With the images removed, repeat the data below exactly.

[begin Provided records]

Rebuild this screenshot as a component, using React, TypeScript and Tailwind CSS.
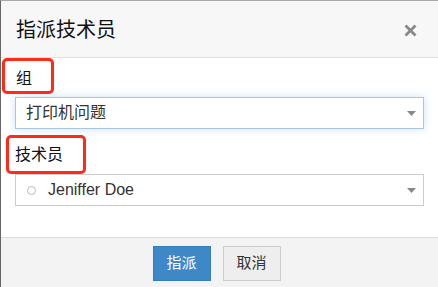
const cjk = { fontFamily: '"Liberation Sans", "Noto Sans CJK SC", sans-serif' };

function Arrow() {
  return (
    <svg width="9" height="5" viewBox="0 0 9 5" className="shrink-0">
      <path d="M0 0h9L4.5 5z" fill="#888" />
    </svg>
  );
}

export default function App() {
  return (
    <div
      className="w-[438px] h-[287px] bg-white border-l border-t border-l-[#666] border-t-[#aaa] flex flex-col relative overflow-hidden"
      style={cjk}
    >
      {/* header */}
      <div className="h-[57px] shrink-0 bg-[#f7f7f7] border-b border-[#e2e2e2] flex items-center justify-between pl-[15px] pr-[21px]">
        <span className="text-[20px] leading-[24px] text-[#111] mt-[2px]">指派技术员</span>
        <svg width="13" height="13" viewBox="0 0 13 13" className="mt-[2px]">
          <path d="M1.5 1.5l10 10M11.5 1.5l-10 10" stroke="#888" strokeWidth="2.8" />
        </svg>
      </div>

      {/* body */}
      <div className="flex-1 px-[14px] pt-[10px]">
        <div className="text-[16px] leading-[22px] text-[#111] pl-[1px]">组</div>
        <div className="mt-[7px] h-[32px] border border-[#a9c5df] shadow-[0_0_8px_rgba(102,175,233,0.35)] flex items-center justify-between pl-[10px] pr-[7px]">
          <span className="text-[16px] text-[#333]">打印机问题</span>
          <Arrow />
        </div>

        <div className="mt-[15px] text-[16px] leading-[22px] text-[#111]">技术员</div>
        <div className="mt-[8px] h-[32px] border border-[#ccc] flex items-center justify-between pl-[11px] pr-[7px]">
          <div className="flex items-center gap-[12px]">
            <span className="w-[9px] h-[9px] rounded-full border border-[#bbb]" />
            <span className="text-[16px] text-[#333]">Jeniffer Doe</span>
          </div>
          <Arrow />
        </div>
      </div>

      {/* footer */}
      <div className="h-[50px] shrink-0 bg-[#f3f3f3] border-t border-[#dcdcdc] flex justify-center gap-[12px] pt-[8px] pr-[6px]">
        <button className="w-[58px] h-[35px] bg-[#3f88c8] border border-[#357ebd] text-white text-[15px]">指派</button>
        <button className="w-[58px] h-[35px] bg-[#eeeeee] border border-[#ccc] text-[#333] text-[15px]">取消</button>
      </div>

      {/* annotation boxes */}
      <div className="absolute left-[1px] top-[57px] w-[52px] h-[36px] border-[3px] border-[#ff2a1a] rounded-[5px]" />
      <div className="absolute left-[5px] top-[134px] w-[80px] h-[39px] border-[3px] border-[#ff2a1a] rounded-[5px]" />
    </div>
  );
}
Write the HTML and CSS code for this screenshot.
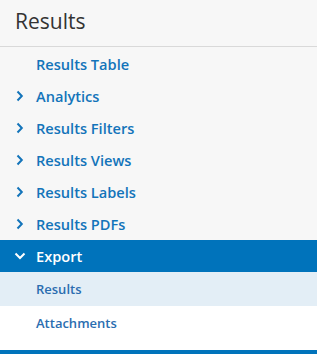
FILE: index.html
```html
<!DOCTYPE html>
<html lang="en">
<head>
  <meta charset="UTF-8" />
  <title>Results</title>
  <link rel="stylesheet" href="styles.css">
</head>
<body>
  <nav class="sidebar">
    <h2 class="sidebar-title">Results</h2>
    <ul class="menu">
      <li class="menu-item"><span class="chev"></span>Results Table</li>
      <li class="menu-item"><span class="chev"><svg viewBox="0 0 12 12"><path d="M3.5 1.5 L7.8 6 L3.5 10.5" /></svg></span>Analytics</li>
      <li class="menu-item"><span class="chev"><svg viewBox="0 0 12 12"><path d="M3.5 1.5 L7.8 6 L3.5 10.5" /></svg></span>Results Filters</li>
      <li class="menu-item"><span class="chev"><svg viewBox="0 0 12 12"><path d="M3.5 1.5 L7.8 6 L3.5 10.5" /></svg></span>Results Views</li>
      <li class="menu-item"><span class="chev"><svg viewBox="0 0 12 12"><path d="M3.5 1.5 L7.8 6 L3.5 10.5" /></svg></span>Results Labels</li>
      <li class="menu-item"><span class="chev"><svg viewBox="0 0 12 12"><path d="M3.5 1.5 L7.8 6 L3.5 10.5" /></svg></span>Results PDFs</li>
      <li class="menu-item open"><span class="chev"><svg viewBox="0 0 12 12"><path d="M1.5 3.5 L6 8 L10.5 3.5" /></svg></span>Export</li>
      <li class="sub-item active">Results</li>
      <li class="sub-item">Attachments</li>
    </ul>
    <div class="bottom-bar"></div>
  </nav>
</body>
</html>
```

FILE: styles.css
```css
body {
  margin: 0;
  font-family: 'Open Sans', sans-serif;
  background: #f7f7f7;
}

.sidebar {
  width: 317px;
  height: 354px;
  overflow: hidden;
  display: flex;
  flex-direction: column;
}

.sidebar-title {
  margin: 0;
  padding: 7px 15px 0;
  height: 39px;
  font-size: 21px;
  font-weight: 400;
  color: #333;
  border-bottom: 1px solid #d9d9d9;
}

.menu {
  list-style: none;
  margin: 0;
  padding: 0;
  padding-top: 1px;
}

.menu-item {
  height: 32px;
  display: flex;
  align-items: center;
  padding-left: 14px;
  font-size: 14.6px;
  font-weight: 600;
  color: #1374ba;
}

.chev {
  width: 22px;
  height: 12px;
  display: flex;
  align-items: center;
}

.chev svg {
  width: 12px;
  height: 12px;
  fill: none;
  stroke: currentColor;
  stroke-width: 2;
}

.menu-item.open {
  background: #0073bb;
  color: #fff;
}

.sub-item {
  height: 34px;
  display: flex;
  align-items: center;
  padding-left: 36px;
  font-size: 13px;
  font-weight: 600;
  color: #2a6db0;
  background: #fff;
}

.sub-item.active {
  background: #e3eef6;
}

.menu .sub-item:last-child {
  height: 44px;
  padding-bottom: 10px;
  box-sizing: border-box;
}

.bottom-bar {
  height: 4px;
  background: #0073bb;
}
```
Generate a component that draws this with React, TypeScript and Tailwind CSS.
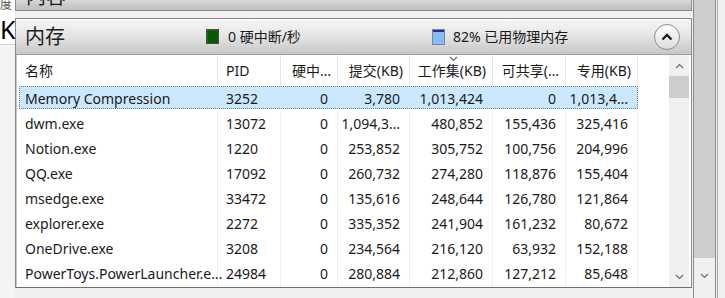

[end Provided records]

The reply
Rebuild this screenshot as a component, using React, TypeScript and Tailwind CSS.
const cjk = { fontFamily: '"Liberation Sans", "Noto Sans CJK SC", sans-serif' };

function Arrow() {
  return (
    <svg width="9" height="5" viewBox="0 0 9 5" className="shrink-0">
      <path d="M0 0h9L4.5 5z" fill="#888" />
    </svg>
  );
}

export default function App() {
  return (
    <div
      className="w-[438px] h-[287px] bg-white border-l border-t border-l-[#666] border-t-[#aaa] flex flex-col relative overflow-hidden"
      style={cjk}
    >
      {/* header */}
      <div className="h-[57px] shrink-0 bg-[#f7f7f7] border-b border-[#e2e2e2] flex items-center justify-between pl-[15px] pr-[21px]">
        <span className="text-[20px] leading-[24px] text-[#111] mt-[2px]">指派技术员</span>
        <svg width="13" height="13" viewBox="0 0 13 13" className="mt-[2px]">
          <path d="M1.5 1.5l10 10M11.5 1.5l-10 10" stroke="#888" strokeWidth="2.8" />
        </svg>
      </div>

      {/* body */}
      <div className="flex-1 px-[14px] pt-[10px]">
        <div className="text-[16px] leading-[22px] text-[#111] pl-[1px]">组</div>
        <div className="mt-[7px] h-[32px] border border-[#a9c5df] shadow-[0_0_8px_rgba(102,175,233,0.35)] flex items-center justify-between pl-[10px] pr-[7px]">
          <span className="text-[16px] text-[#333]">打印机问题</span>
          <Arrow />
        </div>

        <div className="mt-[15px] text-[16px] leading-[22px] text-[#111]">技术员</div>
        <div className="mt-[8px] h-[32px] border border-[#ccc] flex items-center justify-between pl-[11px] pr-[7px]">
          <div className="flex items-center gap-[12px]">
            <span className="w-[9px] h-[9px] rounded-full border border-[#bbb]" />
            <span className="text-[16px] text-[#333]">Jeniffer Doe</span>
          </div>
          <Arrow />
        </div>
      </div>

      {/* footer */}
      <div className="h-[50px] shrink-0 bg-[#f3f3f3] border-t border-[#dcdcdc] flex justify-center gap-[12px] pt-[8px] pr-[6px]">
        <button className="w-[58px] h-[35px] bg-[#3f88c8] border border-[#357ebd] text-white text-[15px]">指派</button>
        <button className="w-[58px] h-[35px] bg-[#eeeeee] border border-[#ccc] text-[#333] text-[15px]">取消</button>
      </div>

      {/* annotation boxes */}
      <div className="absolute left-[1px] top-[57px] w-[52px] h-[36px] border-[3px] border-[#ff2a1a] rounded-[5px]" />
      <div className="absolute left-[5px] top-[134px] w-[80px] h-[39px] border-[3px] border-[#ff2a1a] rounded-[5px]" />
    </div>
  );
}
Write the HTML and CSS code for this screenshot.
FILE: index.html
```html
<!DOCTYPE html>
<html lang="en">
<head>
  <meta charset="UTF-8" />
  <title>Results</title>
  <link rel="stylesheet" href="styles.css">
</head>
<body>
  <nav class="sidebar">
    <h2 class="sidebar-title">Results</h2>
    <ul class="menu">
      <li class="menu-item"><span class="chev"></span>Results Table</li>
      <li class="menu-item"><span class="chev"><svg viewBox="0 0 12 12"><path d="M3.5 1.5 L7.8 6 L3.5 10.5" /></svg></span>Analytics</li>
      <li class="menu-item"><span class="chev"><svg viewBox="0 0 12 12"><path d="M3.5 1.5 L7.8 6 L3.5 10.5" /></svg></span>Results Filters</li>
      <li class="menu-item"><span class="chev"><svg viewBox="0 0 12 12"><path d="M3.5 1.5 L7.8 6 L3.5 10.5" /></svg></span>Results Views</li>
      <li class="menu-item"><span class="chev"><svg viewBox="0 0 12 12"><path d="M3.5 1.5 L7.8 6 L3.5 10.5" /></svg></span>Results Labels</li>
      <li class="menu-item"><span class="chev"><svg viewBox="0 0 12 12"><path d="M3.5 1.5 L7.8 6 L3.5 10.5" /></svg></span>Results PDFs</li>
      <li class="menu-item open"><span class="chev"><svg viewBox="0 0 12 12"><path d="M1.5 3.5 L6 8 L10.5 3.5" /></svg></span>Export</li>
      <li class="sub-item active">Results</li>
      <li class="sub-item">Attachments</li>
    </ul>
    <div class="bottom-bar"></div>
  </nav>
</body>
</html>
```

FILE: styles.css
```css
body {
  margin: 0;
  font-family: 'Open Sans', sans-serif;
  background: #f7f7f7;
}

.sidebar {
  width: 317px;
  height: 354px;
  overflow: hidden;
  display: flex;
  flex-direction: column;
}

.sidebar-title {
  margin: 0;
  padding: 7px 15px 0;
  height: 39px;
  font-size: 21px;
  font-weight: 400;
  color: #333;
  border-bottom: 1px solid #d9d9d9;
}

.menu {
  list-style: none;
  margin: 0;
  padding: 0;
  padding-top: 1px;
}

.menu-item {
  height: 32px;
  display: flex;
  align-items: center;
  padding-left: 14px;
  font-size: 14.6px;
  font-weight: 600;
  color: #1374ba;
}

.chev {
  width: 22px;
  height: 12px;
  display: flex;
  align-items: center;
}

.chev svg {
  width: 12px;
  height: 12px;
  fill: none;
  stroke: currentColor;
  stroke-width: 2;
}

.menu-item.open {
  background: #0073bb;
  color: #fff;
}

.sub-item {
  height: 34px;
  display: flex;
  align-items: center;
  padding-left: 36px;
  font-size: 13px;
  font-weight: 600;
  color: #2a6db0;
  background: #fff;
}

.sub-item.active {
  background: #e3eef6;
}

.menu .sub-item:last-child {
  height: 44px;
  padding-bottom: 10px;
  box-sizing: border-box;
}

.bottom-bar {
  height: 4px;
  background: #0073bb;
}
```
Generate a component that draws this with React, TypeScript and Tailwind CSS.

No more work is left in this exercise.